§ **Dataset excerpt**
## BEGIN
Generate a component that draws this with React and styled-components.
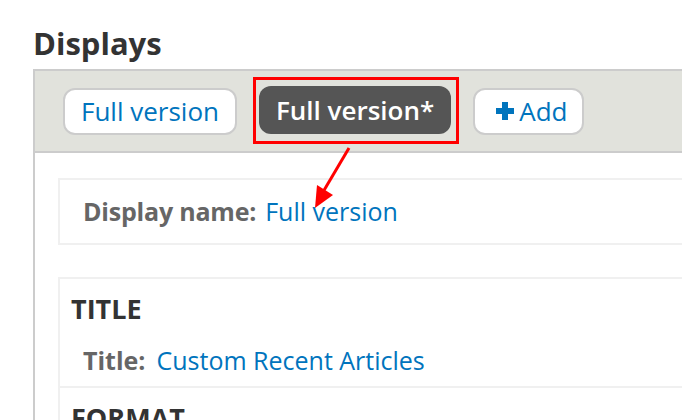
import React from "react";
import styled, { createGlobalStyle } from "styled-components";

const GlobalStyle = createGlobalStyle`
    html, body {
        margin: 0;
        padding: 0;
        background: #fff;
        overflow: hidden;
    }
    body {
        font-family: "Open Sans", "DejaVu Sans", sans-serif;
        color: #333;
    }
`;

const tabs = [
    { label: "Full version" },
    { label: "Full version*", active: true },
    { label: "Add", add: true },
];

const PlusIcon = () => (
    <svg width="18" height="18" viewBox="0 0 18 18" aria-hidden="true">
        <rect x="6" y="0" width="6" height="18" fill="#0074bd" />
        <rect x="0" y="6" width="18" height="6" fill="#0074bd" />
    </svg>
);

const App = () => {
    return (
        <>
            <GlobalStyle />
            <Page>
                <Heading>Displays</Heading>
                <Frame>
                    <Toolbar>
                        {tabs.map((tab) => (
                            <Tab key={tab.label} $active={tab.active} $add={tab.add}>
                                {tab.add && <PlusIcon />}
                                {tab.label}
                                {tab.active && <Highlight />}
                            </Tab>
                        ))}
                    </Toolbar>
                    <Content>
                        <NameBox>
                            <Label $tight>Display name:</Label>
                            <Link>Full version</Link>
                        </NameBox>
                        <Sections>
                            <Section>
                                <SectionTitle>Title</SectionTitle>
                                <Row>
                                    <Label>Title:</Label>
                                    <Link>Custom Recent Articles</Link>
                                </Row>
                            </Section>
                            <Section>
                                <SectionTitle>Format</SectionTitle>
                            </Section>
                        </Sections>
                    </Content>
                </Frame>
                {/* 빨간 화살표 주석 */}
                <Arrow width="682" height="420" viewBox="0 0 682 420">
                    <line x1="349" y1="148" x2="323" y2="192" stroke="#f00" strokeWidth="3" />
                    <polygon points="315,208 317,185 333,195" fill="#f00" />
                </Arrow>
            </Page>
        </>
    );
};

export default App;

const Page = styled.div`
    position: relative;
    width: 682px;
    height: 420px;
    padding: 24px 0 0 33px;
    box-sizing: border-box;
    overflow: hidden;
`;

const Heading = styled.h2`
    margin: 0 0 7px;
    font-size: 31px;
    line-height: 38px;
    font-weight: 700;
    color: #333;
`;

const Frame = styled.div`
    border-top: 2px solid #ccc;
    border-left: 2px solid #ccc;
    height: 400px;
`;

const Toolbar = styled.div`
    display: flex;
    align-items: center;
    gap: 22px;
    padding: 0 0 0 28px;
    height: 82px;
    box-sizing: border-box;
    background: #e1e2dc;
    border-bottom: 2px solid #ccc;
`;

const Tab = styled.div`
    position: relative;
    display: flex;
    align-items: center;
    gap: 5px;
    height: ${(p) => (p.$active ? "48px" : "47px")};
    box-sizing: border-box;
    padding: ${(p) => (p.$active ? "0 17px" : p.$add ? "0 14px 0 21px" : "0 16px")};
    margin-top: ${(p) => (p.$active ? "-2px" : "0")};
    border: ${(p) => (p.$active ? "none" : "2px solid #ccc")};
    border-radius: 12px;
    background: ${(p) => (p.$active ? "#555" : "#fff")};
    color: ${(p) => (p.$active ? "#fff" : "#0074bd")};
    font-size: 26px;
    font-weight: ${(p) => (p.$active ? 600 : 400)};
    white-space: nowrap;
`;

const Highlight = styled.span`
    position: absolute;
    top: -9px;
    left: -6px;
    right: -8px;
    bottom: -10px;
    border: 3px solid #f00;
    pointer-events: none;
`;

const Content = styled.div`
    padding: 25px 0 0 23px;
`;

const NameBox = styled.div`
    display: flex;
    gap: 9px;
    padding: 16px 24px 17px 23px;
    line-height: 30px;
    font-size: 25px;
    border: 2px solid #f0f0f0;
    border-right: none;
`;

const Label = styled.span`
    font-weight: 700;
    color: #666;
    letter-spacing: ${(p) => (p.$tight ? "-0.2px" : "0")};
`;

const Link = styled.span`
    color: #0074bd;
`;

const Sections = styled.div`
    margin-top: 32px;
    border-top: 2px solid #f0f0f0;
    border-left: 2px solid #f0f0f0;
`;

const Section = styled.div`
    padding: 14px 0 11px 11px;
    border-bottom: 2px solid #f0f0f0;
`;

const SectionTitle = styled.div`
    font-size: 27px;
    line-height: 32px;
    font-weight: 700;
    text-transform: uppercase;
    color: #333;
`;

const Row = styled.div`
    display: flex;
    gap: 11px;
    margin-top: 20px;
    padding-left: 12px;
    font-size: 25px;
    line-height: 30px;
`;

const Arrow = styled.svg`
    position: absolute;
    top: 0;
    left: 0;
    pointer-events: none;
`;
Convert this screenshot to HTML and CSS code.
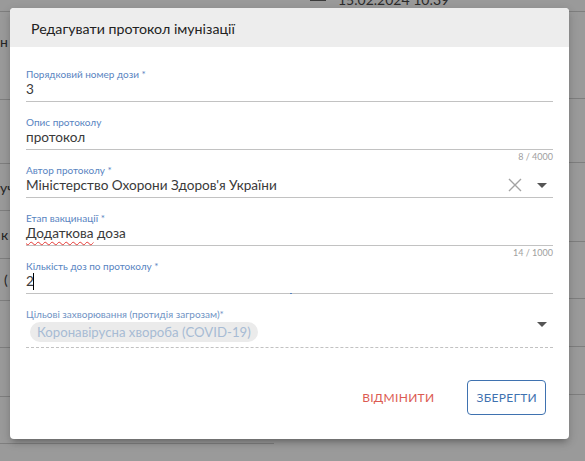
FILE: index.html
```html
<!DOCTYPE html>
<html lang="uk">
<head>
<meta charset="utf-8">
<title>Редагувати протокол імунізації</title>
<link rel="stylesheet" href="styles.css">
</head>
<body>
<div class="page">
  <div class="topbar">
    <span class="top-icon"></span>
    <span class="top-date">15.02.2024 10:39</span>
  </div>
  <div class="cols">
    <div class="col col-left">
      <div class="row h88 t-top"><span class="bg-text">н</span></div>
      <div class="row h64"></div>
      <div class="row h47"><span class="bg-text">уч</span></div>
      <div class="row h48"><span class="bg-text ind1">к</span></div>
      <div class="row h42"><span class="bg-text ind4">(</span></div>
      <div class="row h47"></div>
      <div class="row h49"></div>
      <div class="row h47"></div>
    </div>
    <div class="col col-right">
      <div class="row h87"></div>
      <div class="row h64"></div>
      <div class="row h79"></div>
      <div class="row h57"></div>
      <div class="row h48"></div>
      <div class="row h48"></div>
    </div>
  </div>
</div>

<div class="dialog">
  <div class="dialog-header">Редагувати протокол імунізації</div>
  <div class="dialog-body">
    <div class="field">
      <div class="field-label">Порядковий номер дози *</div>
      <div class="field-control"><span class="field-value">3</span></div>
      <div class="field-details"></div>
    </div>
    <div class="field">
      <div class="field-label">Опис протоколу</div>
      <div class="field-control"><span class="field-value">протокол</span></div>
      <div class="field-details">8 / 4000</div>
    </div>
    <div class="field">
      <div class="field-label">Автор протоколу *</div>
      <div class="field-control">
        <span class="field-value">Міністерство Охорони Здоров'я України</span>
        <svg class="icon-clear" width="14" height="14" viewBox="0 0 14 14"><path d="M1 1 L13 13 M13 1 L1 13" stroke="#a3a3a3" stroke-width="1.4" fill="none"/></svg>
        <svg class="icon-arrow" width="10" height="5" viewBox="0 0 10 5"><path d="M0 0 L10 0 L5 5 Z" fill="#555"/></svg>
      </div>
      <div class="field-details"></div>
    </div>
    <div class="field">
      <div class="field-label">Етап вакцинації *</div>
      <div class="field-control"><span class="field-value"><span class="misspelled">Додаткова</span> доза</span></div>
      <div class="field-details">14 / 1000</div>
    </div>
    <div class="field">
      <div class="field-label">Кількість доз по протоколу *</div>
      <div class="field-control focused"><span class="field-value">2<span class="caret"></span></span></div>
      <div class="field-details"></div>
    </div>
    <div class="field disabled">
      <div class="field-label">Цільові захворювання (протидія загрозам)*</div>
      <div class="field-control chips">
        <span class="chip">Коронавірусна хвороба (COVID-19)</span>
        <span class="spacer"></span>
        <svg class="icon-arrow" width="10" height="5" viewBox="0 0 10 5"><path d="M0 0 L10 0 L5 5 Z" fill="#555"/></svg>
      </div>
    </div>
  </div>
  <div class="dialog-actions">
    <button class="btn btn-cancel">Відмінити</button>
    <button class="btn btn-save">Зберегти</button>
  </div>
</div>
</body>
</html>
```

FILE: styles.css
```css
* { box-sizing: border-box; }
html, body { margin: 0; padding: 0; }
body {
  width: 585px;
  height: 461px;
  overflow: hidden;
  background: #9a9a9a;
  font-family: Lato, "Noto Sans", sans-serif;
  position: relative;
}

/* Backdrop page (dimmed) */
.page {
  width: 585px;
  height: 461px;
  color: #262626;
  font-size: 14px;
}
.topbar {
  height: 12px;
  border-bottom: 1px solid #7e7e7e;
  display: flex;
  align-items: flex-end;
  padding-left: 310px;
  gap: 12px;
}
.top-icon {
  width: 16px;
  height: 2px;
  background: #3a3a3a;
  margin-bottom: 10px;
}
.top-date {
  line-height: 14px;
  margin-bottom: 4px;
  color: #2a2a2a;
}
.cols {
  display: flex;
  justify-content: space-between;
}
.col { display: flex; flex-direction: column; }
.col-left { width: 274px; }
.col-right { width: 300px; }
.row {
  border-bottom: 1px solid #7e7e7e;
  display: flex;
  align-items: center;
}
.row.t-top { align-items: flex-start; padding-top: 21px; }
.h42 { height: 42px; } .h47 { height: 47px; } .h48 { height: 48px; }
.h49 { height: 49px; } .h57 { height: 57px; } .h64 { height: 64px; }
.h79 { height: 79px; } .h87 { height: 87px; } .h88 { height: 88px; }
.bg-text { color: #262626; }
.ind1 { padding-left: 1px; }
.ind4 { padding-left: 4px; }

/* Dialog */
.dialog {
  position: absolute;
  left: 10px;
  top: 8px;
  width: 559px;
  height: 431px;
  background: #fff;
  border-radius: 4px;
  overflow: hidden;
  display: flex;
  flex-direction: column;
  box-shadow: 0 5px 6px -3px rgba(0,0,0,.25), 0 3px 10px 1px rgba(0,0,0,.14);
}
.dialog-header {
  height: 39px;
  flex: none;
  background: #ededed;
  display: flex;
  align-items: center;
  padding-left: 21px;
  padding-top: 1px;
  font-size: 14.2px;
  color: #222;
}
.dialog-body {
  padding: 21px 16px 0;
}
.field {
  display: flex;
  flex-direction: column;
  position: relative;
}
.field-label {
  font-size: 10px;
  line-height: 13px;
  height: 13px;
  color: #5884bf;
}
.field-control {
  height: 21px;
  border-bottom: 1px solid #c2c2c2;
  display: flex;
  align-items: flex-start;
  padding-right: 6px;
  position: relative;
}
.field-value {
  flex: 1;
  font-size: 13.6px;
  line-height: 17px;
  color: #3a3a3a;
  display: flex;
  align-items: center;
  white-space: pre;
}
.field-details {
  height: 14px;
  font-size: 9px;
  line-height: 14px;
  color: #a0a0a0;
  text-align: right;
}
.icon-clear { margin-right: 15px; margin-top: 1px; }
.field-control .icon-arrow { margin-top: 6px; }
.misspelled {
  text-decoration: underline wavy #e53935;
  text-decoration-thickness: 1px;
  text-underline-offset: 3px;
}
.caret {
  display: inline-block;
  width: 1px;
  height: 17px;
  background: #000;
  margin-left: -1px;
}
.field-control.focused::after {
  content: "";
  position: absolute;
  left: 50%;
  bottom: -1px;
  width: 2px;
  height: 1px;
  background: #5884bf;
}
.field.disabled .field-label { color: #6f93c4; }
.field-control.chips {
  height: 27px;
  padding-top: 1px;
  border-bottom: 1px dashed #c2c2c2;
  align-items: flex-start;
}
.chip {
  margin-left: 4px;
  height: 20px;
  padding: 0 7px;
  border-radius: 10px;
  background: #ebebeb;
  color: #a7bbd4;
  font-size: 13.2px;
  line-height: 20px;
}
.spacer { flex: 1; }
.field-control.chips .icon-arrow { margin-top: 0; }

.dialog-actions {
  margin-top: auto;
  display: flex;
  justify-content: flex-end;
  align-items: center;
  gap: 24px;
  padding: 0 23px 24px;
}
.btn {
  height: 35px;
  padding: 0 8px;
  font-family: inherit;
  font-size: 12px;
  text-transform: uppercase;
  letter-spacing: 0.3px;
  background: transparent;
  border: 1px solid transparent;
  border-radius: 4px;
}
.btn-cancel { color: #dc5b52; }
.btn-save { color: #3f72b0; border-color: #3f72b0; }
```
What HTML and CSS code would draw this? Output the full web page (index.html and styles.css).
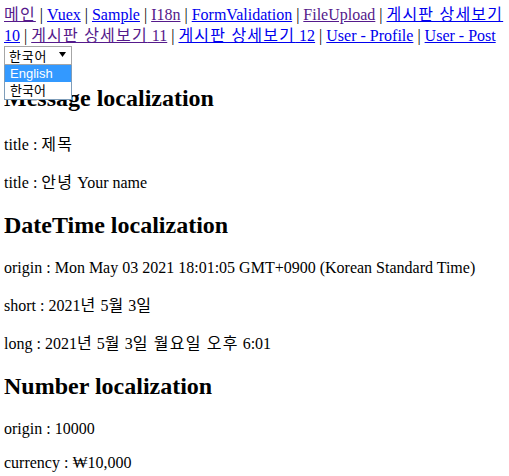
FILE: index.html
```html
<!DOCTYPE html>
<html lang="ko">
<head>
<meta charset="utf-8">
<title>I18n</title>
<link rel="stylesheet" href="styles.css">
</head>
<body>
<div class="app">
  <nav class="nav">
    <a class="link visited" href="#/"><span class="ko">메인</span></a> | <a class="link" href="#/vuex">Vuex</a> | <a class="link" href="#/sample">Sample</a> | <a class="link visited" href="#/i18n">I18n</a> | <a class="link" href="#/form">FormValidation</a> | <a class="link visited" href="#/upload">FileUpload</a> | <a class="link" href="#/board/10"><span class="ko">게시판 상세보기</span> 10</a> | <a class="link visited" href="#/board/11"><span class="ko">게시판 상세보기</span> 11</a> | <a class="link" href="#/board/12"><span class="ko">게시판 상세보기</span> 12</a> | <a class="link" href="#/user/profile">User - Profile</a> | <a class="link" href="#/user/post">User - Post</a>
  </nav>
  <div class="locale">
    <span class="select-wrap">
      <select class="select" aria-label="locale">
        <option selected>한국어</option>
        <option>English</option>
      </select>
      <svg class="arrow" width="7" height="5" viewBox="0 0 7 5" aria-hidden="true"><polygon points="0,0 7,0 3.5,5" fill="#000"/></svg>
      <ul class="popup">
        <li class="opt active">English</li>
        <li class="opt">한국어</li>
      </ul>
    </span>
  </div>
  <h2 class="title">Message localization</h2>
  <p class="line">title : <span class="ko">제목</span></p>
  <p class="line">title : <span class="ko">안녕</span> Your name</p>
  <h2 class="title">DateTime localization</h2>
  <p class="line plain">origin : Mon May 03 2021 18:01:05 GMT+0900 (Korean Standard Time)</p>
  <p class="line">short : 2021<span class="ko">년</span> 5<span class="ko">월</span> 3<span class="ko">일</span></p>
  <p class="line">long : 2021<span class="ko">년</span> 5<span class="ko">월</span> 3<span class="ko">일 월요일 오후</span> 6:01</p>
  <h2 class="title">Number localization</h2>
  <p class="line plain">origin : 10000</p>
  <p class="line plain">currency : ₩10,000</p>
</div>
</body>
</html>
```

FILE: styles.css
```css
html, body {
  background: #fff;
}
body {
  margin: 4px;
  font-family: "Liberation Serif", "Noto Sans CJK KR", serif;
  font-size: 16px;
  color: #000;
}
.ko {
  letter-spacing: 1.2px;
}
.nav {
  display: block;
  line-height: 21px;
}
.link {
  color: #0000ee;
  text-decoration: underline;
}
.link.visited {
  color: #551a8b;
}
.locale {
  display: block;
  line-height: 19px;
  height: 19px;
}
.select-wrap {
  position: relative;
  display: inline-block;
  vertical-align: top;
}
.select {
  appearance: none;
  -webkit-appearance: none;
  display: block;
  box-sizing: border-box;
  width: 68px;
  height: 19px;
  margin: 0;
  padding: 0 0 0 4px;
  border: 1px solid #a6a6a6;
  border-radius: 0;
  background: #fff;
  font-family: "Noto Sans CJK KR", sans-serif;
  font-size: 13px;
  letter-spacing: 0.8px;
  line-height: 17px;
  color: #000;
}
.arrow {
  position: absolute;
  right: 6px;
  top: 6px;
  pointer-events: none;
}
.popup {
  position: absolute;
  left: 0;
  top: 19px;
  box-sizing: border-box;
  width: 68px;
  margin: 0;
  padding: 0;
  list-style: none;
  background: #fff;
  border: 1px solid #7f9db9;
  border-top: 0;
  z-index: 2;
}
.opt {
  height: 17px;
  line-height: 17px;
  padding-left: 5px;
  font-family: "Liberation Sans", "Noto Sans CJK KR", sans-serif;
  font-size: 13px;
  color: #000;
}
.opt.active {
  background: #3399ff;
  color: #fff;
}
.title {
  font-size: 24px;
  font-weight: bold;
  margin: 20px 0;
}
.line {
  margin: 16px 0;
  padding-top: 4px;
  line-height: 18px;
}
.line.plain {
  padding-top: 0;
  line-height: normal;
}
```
## END
§ **Written exercise**
Count the lines in the entries above that include the string "code", then give only that figure.

§ **Reply**
2